Spreading the dust from basalt rock (a by-product from the mining industry) over fields can drain billions of tons of carbon dioxide from the atmosphere every year, says a study published in Nature. Soils mixed with basalt absorb carbon from the air more effectively. Even though soils naturally absorb carbon dioxide, the process is accelerated by basalt being rich in calcium and magnesium. In addition the crops gets more nutritious and the soils pH-value improves.
By mixing soil and rock dust the alkalinity increases. This, in itself, is a huge advantage since our soils and waters are often exposed to acidification. Carbon dioxide is dissolved from the air into ions, such as hydrogen carbonate ions, which reverse acidification in the soils - but ultimately even in the water systems. The carbon-sequestering ions flows with rainwater and is transferred to the oceans by drainage systems or natural runoff.

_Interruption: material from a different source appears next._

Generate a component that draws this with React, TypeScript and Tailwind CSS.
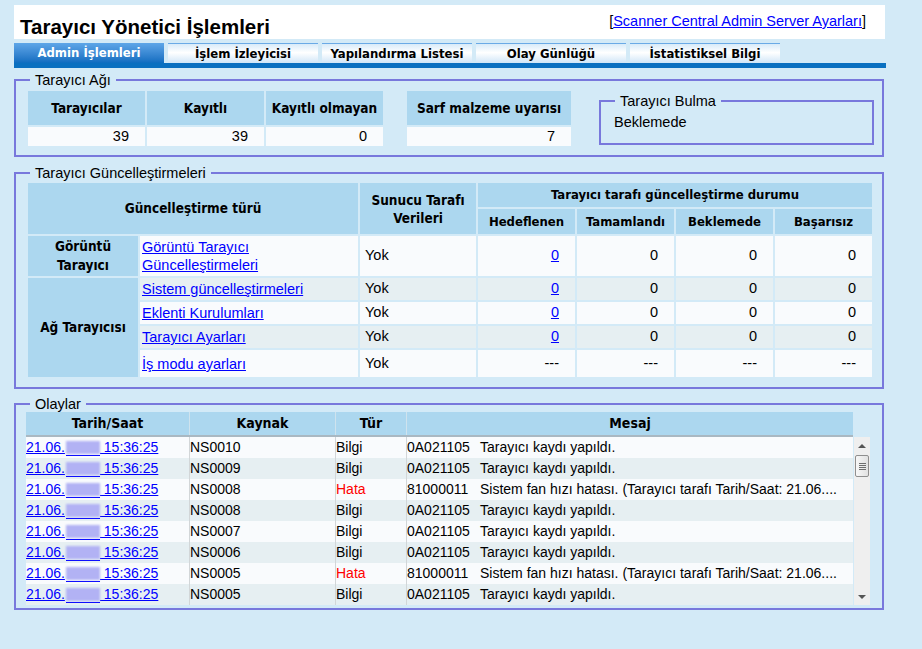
import React from "react";

type Ev = { src: string; type: "Bilgi" | "Hata"; code: string; msg: string };

const OK = "Tarayıcı kaydı yapıldı.";
const FAN = "Sistem fan hızı hatası. (Tarayıcı tarafı Tarih/Saat: 21.06....";

const events: Ev[] = [
  { src: "NS0010", type: "Bilgi", code: "0A021105", msg: OK },
  { src: "NS0009", type: "Bilgi", code: "0A021105", msg: OK },
  { src: "NS0008", type: "Hata", code: "81000011", msg: FAN },
  { src: "NS0008", type: "Bilgi", code: "0A021105", msg: OK },
  { src: "NS0007", type: "Bilgi", code: "0A021105", msg: OK },
  { src: "NS0006", type: "Bilgi", code: "0A021105", msg: OK },
  { src: "NS0005", type: "Hata", code: "81000011", msg: FAN },
  { src: "NS0005", type: "Bilgi", code: "0A021105", msg: OK },
];

const tabs = ["Admin İşlemleri", "İşlem İzleyicisi", "Yapılandırma Listesi", "Olay Günlüğü", "İstatistiksel Bilgi"];

function Header() {
  return (
    <div className="flex h-[34px] w-[871px] justify-between bg-white">
      <h1 className="ml-[6px] self-end text-[20.5px] font-bold leading-[24px]">Tarayıcı Yönetici İşlemleri</h1>
      <div className="mr-[19px] mt-[8px] text-[14.5px] leading-[16px]">
        [<a href="#" className="text-[#0000ff] underline">Scanner Central Admin Server Ayarları</a>]
      </div>
    </div>
  );
}

function Tabs() {
  return (
    <div className="mt-[4px] w-[872px]">
      <div className="flex h-[20px] gap-[4px]">
        {tabs.map((t, i) =>
          i === 0 ? (
            <div
              key={t}
              className="flex w-[150px] items-center justify-center bg-linear-to-b from-[#5ea6e8] to-[#0d6dc0] font-['DejaVu_Sans_Condensed','DejaVu_Sans',sans-serif] text-[13px] font-bold text-white"
            >
              {t}
            </div>
          ) : (
            <div
              key={t}
              className="flex w-[150px] items-center justify-center border-t border-[#6aaae6] bg-linear-to-b from-[#d8ebf9] via-white via-45% to-[#d0e6f7] font-['DejaVu_Sans_Condensed','DejaVu_Sans',sans-serif] text-[13px] font-bold text-black"
            >
              {t}
            </div>
          )
        )}
      </div>
      <div className="h-[5px] bg-[#0a70c0]" />
    </div>
  );
}

function NetworkSection() {
  const hd = "flex items-center justify-center bg-[#acd7ef] font-['DejaVu_Sans_Condensed','DejaVu_Sans',sans-serif] text-[13.5px] font-bold";
  const dt = "flex items-center justify-end bg-[#f9fbfd] pr-[16px] text-[14.5px]";
  return (
    <fieldset className="mt-[4px] w-[870px] border-2 border-[#7878dc] pb-[9px] pl-[12px] pt-[3px]">
      <legend className="ml-[2px] px-[5px] text-[14.5px] leading-[16px]">Tarayıcı Ağı</legend>
      <div className="flex items-start">
        <div className="grid grid-cols-[117px_117px_117px] grid-rows-[34px_19px] gap-[2px]">
          <div className={hd}>Tarayıcılar</div>
          <div className={hd}>Kayıtlı</div>
          <div className={hd}>Kayıtlı olmayan</div>
          <div className={dt}>39</div>
          <div className={dt}>39</div>
          <div className={dt}>0</div>
        </div>
        <div className="ml-[24px] grid grid-cols-[164px] grid-rows-[34px_19px] gap-[2px]">
          <div className={hd}>Sarf malzeme uyarısı</div>
          <div className={dt}>7</div>
        </div>
        <fieldset className="ml-[28px] mt-[2px] w-[275px] border-2 border-[#7878dc] pb-[13px] pl-[13px] pt-[5px]">
          <legend className="ml-[1px] px-[5px] text-[14.5px] leading-[16px]">Tarayıcı Bulma</legend>
          <div className="text-[14.5px] leading-[16px]">Beklemede</div>
        </fieldset>
      </div>
    </fieldset>
  );
}

type URow = { label: React.ReactNode; h: string; gray: boolean; target: boolean };

function UpdatesSection() {
  const thBase = "bg-[#acd7ef] p-0 text-center align-middle font-['DejaVu_Sans_Condensed','DejaVu_Sans',sans-serif] font-bold";
  const th = thBase + " text-[13px]";
  const thL = thBase + " text-[13.5px]";
  const rows: URow[] = [
    { label: <>Görüntü Tarayıcı<br />Güncelleştirmeleri</>, h: "h-[40px]", gray: false, target: true },
    { label: "Sistem güncelleştirmeleri", h: "h-[22px]", gray: true, target: true },
    { label: "Eklenti Kurulumları", h: "h-[22px]", gray: false, target: true },
    { label: "Tarayıcı Ayarları", h: "h-[22px]", gray: true, target: true },
    { label: "İş modu ayarları", h: "h-[27px]", gray: false, target: false },
  ];
  return (
    <fieldset className="mt-[8px] w-[870px] border-2 border-[#7878dc] pb-[8px] pl-[10px]">
      <legend className="ml-[4px] px-[5px] text-[14.5px] leading-[16px]">Tarayıcı Güncelleştirmeleri</legend>
      <table className="w-[848px] table-fixed border-separate border-spacing-[2px] text-[14.5px]">
        <colgroup>
          <col className="w-[110px]" />
          <col className="w-[218px]" />
          <col className="w-[116px]" />
          <col className="w-[97px]" />
          <col className="w-[97px]" />
          <col className="w-[97px]" />
          <col className="w-[97px]" />
        </colgroup>
        <thead>
          <tr className="h-[24px]">
            <th colSpan={2} rowSpan={2} className={thL}>Güncelleştirme türü</th>
            <th rowSpan={2} className={thL + " leading-[18px]"}>Sunucu Tarafı<br />Verileri</th>
            <th colSpan={4} className={th}>Tarayıcı tarafı güncelleştirme durumu</th>
          </tr>
          <tr className="h-[25px]">
            <th className={th}>Hedeflenen</th>
            <th className={th}>Tamamlandı</th>
            <th className={th}>Beklemede</th>
            <th className={th}>Başarısız</th>
          </tr>
        </thead>
        <tbody>
          {rows.map((r, i) => {
            const bg = r.gray ? "bg-[#e6eff2]" : "bg-[#f9fbfd]";
            const num = "p-0 pr-[16px] text-right align-middle " + bg;
            return (
              <tr key={i} className={r.h}>
                {i === 0 && (
                  <th className={thL + " leading-[19px]"}>Görüntü<br />Tarayıcı</th>
                )}
                {i === 1 && (
                  <th rowSpan={4} className={thL}>Ağ Tarayıcısı</th>
                )}
                <td className={"p-0 pl-[2px] align-middle leading-[18px] " + bg}>
                  <a href="#" className="text-[#0000ff] underline">{r.label}</a>
                </td>
                <td className={"p-0 pl-[5px] align-middle " + bg}>Yok</td>
                <td className={num}>
                  {r.target ? <a href="#" className="text-[#0000ff] underline">0</a> : "---"}
                </td>
                <td className={num}>{r.target ? "0" : "---"}</td>
                <td className={num}>{r.target ? "0" : "---"}</td>
                <td className={num}>{r.target ? "0" : "---"}</td>
              </tr>
            );
          })}
        </tbody>
      </table>
    </fieldset>
  );
}

function Blob() {
  return (
    <span className="ml-[1px] inline-flex w-[34px] flex-col align-middle">
      <span className="h-[13px] bg-[#b2b2f4] blur-[1px]" />
      <span className="mt-[1px] h-px bg-[#0000ff]" />
    </span>
  );
}

function Scrollbar() {
  return (
    <div className="ml-[1px] flex h-[168px] w-[16px] flex-col items-center bg-[#efefef]">
      <div className="flex h-[17px] items-center justify-center">
        <div className="h-0 w-0 border-x-[4px] border-b-[4px] border-x-transparent border-b-[#555]" />
      </div>
      <div className="mt-[1px] flex h-[22px] w-[14px] flex-col items-center justify-center gap-[1px] rounded-[2px] border border-[#8f8f8f] bg-linear-to-r from-[#f7f7f7] to-[#e2e2e2]">
        <div className="h-px w-[7px] bg-[#6f6f6f]" />
        <div className="h-px w-[7px] bg-[#6f6f6f]" />
        <div className="h-px w-[7px] bg-[#6f6f6f]" />
        <div className="h-px w-[7px] bg-[#6f6f6f]" />
      </div>
      <div className="flex-1" />
      <div className="flex h-[17px] items-center justify-center">
        <div className="h-0 w-0 border-x-[4px] border-t-[4px] border-x-transparent border-t-[#555]" />
      </div>
    </div>
  );
}

function EventsSection() {
  const hc = "flex items-center justify-center font-['DejaVu_Sans_Condensed','DejaVu_Sans',sans-serif] text-[14px] font-bold";
  return (
    <fieldset className="mt-[7px] w-[870px] border-2 border-[#7878dc] pb-[3px] pl-[10px]">
      <legend className="ml-[4px] px-[5px] text-[14.5px] leading-[16px]">Olaylar</legend>
      <div className="flex h-[25px] w-[827px] border-b-2 border-[#a9b8c2] bg-[#acd7ef]">
        <div className={hc + " w-[163px]"}>Tarih/Saat</div>
        <div className={hc + " w-[146px] border-l border-[#cfe3ee]"}>Kaynak</div>
        <div className={hc + " w-[71px] border-l border-[#cfe3ee]"}>Tür</div>
        <div className={hc + " w-[447px] border-l border-[#cfe3ee]"}>Mesaj</div>
      </div>
      <div className="flex">
        <div className="w-[827px] text-[14px]">
          {events.map((e, i) => (
            <div key={i} className={"flex h-[21px] items-center " + (i % 2 === 0 ? "bg-[#f9fbfd]" : "bg-[#e6eff2]")}>
              <div className="flex h-full w-[163px] items-center whitespace-nowrap">
                <a href="#" className="text-[#0000ff] underline">
                  21.06.<Blob /> 15:36:25
                </a>
              </div>
              <div className="flex h-full w-[146px] items-center border-l border-[#d2d6d8]">{e.src}</div>
              <div className={"flex h-full w-[71px] items-center border-l border-[#d2d6d8] " + (e.type === "Hata" ? "text-[#ff0000]" : "")}>
                {e.type}
              </div>
              <div className="flex h-full w-[447px] items-center overflow-hidden whitespace-nowrap border-l border-[#d2d6d8]">
                <span className="inline-block w-[73px]">{e.code}</span>
                <span>{e.msg}</span>
              </div>
            </div>
          ))}
        </div>
        <Scrollbar />
      </div>
    </fieldset>
  );
}

export default function App() {
  return (
    <div className="min-h-[649px] w-[922px] bg-[#d3eaf7] pl-[14px] pt-[5px] font-['Liberation_Sans',Arial,sans-serif] text-black">
      <Header />
      <Tabs />
      <NetworkSection />
      <UpdatesSection />
      <EventsSection />
    </div>
  );
}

-The logistical infrastructure to apply basaltic rock dust to managed croplands already exists, owing to the common need to apply crushed limestone to reverse soil acidification resulting from intensive cropping,” writes the author in the study “Thus, rapid deployment at a large scale appears to be feasible…and has important ancillary benefits including mitigation of ocean acidification.”
Thanks to basalt rock dust, we are now able to improve the situation regarding not only one, but two, major environmental problems - climate issues and acidification of soils and water - whilst also improving the cultivation of food. This is like Good News Network wrote, a win-win-win.